◆ Stated task ◆
From the listing that follows, output everything exactly except the pictures.

◆ Material ◆
::::::::
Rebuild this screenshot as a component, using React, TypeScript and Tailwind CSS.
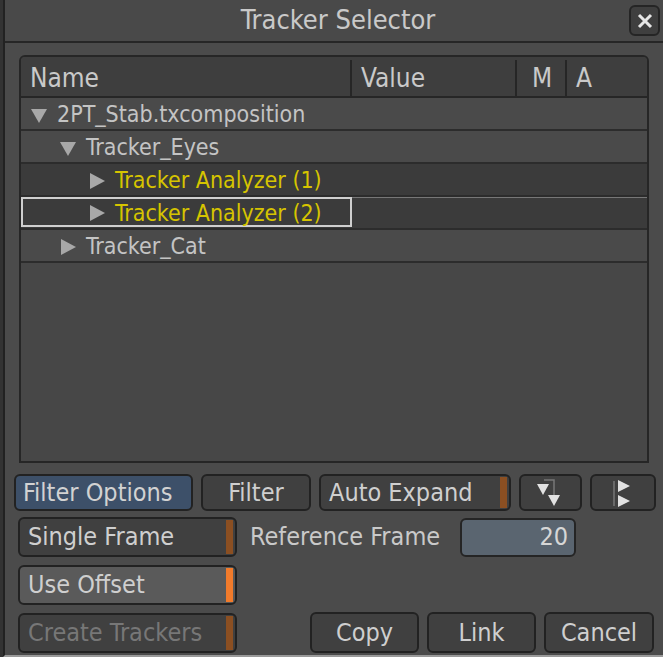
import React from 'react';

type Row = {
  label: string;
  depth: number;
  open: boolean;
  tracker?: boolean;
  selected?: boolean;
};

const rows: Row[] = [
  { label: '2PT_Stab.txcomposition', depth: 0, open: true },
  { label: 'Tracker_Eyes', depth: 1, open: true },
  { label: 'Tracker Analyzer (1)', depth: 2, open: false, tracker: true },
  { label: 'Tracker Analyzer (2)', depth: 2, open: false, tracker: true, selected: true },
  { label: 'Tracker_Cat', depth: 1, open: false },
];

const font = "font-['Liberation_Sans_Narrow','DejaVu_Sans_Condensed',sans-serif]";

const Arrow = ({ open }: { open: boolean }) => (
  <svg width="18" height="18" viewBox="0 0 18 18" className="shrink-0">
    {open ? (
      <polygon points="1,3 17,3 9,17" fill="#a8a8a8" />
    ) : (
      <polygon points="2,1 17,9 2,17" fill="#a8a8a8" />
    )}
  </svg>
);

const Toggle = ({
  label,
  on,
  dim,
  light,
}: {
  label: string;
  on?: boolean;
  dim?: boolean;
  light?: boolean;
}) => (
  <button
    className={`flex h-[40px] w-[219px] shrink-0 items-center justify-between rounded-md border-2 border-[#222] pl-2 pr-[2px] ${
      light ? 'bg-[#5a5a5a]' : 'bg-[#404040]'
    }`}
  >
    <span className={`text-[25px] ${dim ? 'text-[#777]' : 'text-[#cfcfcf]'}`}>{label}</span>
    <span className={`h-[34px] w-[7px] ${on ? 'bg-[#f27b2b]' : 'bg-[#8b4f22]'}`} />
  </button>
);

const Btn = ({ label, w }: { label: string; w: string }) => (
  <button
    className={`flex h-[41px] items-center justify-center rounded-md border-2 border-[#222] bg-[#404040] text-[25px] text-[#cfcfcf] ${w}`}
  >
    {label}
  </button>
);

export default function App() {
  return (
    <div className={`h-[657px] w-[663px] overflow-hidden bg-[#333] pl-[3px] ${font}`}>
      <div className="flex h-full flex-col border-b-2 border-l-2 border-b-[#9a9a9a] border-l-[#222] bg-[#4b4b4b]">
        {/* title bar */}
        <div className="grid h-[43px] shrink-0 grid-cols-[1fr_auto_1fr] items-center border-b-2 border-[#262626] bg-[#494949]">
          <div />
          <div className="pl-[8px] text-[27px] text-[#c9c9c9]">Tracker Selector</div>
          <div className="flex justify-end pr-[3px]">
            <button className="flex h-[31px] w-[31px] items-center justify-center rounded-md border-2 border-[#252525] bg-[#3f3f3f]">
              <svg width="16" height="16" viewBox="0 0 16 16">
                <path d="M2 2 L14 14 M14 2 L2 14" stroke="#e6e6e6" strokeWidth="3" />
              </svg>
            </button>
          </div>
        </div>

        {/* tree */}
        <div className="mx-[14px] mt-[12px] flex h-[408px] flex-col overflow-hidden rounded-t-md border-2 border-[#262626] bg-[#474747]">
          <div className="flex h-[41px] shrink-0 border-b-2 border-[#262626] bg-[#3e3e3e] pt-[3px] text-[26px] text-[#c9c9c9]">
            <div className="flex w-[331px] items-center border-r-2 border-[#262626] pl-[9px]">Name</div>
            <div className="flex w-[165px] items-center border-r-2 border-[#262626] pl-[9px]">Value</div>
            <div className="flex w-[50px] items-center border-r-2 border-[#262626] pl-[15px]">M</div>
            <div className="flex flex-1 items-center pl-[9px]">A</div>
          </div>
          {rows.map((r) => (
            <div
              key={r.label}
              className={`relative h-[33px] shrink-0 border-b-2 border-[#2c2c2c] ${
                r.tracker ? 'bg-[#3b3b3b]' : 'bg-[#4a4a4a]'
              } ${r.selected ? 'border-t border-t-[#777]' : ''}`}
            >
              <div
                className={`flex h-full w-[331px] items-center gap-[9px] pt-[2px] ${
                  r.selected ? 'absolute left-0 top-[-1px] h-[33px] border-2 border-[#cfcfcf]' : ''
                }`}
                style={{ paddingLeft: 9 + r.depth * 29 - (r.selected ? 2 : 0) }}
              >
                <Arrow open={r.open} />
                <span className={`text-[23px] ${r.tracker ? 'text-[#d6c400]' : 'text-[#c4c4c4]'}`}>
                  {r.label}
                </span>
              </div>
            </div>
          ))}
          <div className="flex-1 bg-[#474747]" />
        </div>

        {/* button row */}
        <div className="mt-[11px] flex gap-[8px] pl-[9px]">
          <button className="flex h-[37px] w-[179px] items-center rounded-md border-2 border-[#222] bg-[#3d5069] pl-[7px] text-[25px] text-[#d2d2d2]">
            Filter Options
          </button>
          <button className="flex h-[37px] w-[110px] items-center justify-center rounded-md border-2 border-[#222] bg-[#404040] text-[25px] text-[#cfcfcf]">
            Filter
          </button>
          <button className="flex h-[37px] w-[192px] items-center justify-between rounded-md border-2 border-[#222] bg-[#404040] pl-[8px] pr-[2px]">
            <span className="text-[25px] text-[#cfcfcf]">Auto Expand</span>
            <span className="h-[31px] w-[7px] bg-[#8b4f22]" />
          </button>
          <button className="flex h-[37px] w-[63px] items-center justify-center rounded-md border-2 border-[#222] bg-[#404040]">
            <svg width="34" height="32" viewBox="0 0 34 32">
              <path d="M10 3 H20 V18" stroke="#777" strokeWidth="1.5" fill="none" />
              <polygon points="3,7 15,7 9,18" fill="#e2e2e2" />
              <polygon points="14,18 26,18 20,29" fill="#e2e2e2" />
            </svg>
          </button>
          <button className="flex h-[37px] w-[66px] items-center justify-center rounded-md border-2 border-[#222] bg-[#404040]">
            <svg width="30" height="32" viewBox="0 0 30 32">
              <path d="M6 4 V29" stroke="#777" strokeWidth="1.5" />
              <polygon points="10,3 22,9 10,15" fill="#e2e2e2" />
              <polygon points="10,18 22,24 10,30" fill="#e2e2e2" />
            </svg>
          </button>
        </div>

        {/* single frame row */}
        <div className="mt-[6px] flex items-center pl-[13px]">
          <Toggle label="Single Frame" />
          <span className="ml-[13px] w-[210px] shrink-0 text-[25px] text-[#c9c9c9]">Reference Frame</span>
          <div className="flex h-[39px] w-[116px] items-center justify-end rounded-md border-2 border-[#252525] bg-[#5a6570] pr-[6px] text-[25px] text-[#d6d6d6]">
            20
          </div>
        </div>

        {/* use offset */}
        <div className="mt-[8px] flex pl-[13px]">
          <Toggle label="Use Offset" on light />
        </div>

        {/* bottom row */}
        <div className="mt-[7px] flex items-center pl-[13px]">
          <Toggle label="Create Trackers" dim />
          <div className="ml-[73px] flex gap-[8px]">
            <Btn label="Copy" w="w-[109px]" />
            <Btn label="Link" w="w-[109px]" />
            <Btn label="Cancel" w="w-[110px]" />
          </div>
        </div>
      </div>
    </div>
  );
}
::::::::
◆ Task result ◆
Rebuild this screenshot as a component, using React, TypeScript and Tailwind CSS.
import React from 'react';

type Row = {
  label: string;
  depth: number;
  open: boolean;
  tracker?: boolean;
  selected?: boolean;
};

const rows: Row[] = [
  { label: '2PT_Stab.txcomposition', depth: 0, open: true },
  { label: 'Tracker_Eyes', depth: 1, open: true },
  { label: 'Tracker Analyzer (1)', depth: 2, open: false, tracker: true },
  { label: 'Tracker Analyzer (2)', depth: 2, open: false, tracker: true, selected: true },
  { label: 'Tracker_Cat', depth: 1, open: false },
];

const font = "font-['Liberation_Sans_Narrow','DejaVu_Sans_Condensed',sans-serif]";

const Arrow = ({ open }: { open: boolean }) => (
  <svg width="18" height="18" viewBox="0 0 18 18" className="shrink-0">
    {open ? (
      <polygon points="1,3 17,3 9,17" fill="#a8a8a8" />
    ) : (
      <polygon points="2,1 17,9 2,17" fill="#a8a8a8" />
    )}
  </svg>
);

const Toggle = ({
  label,
  on,
  dim,
  light,
}: {
  label: string;
  on?: boolean;
  dim?: boolean;
  light?: boolean;
}) => (
  <button
    className={`flex h-[40px] w-[219px] shrink-0 items-center justify-between rounded-md border-2 border-[#222] pl-2 pr-[2px] ${
      light ? 'bg-[#5a5a5a]' : 'bg-[#404040]'
    }`}
  >
    <span className={`text-[25px] ${dim ? 'text-[#777]' : 'text-[#cfcfcf]'}`}>{label}</span>
    <span className={`h-[34px] w-[7px] ${on ? 'bg-[#f27b2b]' : 'bg-[#8b4f22]'}`} />
  </button>
);

const Btn = ({ label, w }: { label: string; w: string }) => (
  <button
    className={`flex h-[41px] items-center justify-center rounded-md border-2 border-[#222] bg-[#404040] text-[25px] text-[#cfcfcf] ${w}`}
  >
    {label}
  </button>
);

export default function App() {
  return (
    <div className={`h-[657px] w-[663px] overflow-hidden bg-[#333] pl-[3px] ${font}`}>
      <div className="flex h-full flex-col border-b-2 border-l-2 border-b-[#9a9a9a] border-l-[#222] bg-[#4b4b4b]">
        {/* title bar */}
        <div className="grid h-[43px] shrink-0 grid-cols-[1fr_auto_1fr] items-center border-b-2 border-[#262626] bg-[#494949]">
          <div />
          <div className="pl-[8px] text-[27px] text-[#c9c9c9]">Tracker Selector</div>
          <div className="flex justify-end pr-[3px]">
            <button className="flex h-[31px] w-[31px] items-center justify-center rounded-md border-2 border-[#252525] bg-[#3f3f3f]">
              <svg width="16" height="16" viewBox="0 0 16 16">
                <path d="M2 2 L14 14 M14 2 L2 14" stroke="#e6e6e6" strokeWidth="3" />
              </svg>
            </button>
          </div>
        </div>

        {/* tree */}
        <div className="mx-[14px] mt-[12px] flex h-[408px] flex-col overflow-hidden rounded-t-md border-2 border-[#262626] bg-[#474747]">
          <div className="flex h-[41px] shrink-0 border-b-2 border-[#262626] bg-[#3e3e3e] pt-[3px] text-[26px] text-[#c9c9c9]">
            <div className="flex w-[331px] items-center border-r-2 border-[#262626] pl-[9px]">Name</div>
            <div className="flex w-[165px] items-center border-r-2 border-[#262626] pl-[9px]">Value</div>
            <div className="flex w-[50px] items-center border-r-2 border-[#262626] pl-[15px]">M</div>
            <div className="flex flex-1 items-center pl-[9px]">A</div>
          </div>
          {rows.map((r) => (
            <div
              key={r.label}
              className={`relative h-[33px] shrink-0 border-b-2 border-[#2c2c2c] ${
                r.tracker ? 'bg-[#3b3b3b]' : 'bg-[#4a4a4a]'
              } ${r.selected ? 'border-t border-t-[#777]' : ''}`}
            >
              <div
                className={`flex h-full w-[331px] items-center gap-[9px] pt-[2px] ${
                  r.selected ? 'absolute left-0 top-[-1px] h-[33px] border-2 border-[#cfcfcf]' : ''
                }`}
                style={{ paddingLeft: 9 + r.depth * 29 - (r.selected ? 2 : 0) }}
              >
                <Arrow open={r.open} />
                <span className={`text-[23px] ${r.tracker ? 'text-[#d6c400]' : 'text-[#c4c4c4]'}`}>
                  {r.label}
                </span>
              </div>
            </div>
          ))}
          <div className="flex-1 bg-[#474747]" />
        </div>

        {/* button row */}
        <div className="mt-[11px] flex gap-[8px] pl-[9px]">
          <button className="flex h-[37px] w-[179px] items-center rounded-md border-2 border-[#222] bg-[#3d5069] pl-[7px] text-[25px] text-[#d2d2d2]">
            Filter Options
          </button>
          <button className="flex h-[37px] w-[110px] items-center justify-center rounded-md border-2 border-[#222] bg-[#404040] text-[25px] text-[#cfcfcf]">
            Filter
          </button>
          <button className="flex h-[37px] w-[192px] items-center justify-between rounded-md border-2 border-[#222] bg-[#404040] pl-[8px] pr-[2px]">
            <span className="text-[25px] text-[#cfcfcf]">Auto Expand</span>
            <span className="h-[31px] w-[7px] bg-[#8b4f22]" />
          </button>
          <button className="flex h-[37px] w-[63px] items-center justify-center rounded-md border-2 border-[#222] bg-[#404040]">
            <svg width="34" height="32" viewBox="0 0 34 32">
              <path d="M10 3 H20 V18" stroke="#777" strokeWidth="1.5" fill="none" />
              <polygon points="3,7 15,7 9,18" fill="#e2e2e2" />
              <polygon points="14,18 26,18 20,29" fill="#e2e2e2" />
            </svg>
          </button>
          <button className="flex h-[37px] w-[66px] items-center justify-center rounded-md border-2 border-[#222] bg-[#404040]">
            <svg width="30" height="32" viewBox="0 0 30 32">
              <path d="M6 4 V29" stroke="#777" strokeWidth="1.5" />
              <polygon points="10,3 22,9 10,15" fill="#e2e2e2" />
              <polygon points="10,18 22,24 10,30" fill="#e2e2e2" />
            </svg>
          </button>
        </div>

        {/* single frame row */}
        <div className="mt-[6px] flex items-center pl-[13px]">
          <Toggle label="Single Frame" />
          <span className="ml-[13px] w-[210px] shrink-0 text-[25px] text-[#c9c9c9]">Reference Frame</span>
          <div className="flex h-[39px] w-[116px] items-center justify-end rounded-md border-2 border-[#252525] bg-[#5a6570] pr-[6px] text-[25px] text-[#d6d6d6]">
            20
          </div>
        </div>

        {/* use offset */}
        <div className="mt-[8px] flex pl-[13px]">
          <Toggle label="Use Offset" on light />
        </div>

        {/* bottom row */}
        <div className="mt-[7px] flex items-center pl-[13px]">
          <Toggle label="Create Trackers" dim />
          <div className="ml-[73px] flex gap-[8px]">
            <Btn label="Copy" w="w-[109px]" />
            <Btn label="Link" w="w-[109px]" />
            <Btn label="Cancel" w="w-[110px]" />
          </div>
        </div>
      </div>
    </div>
  );
}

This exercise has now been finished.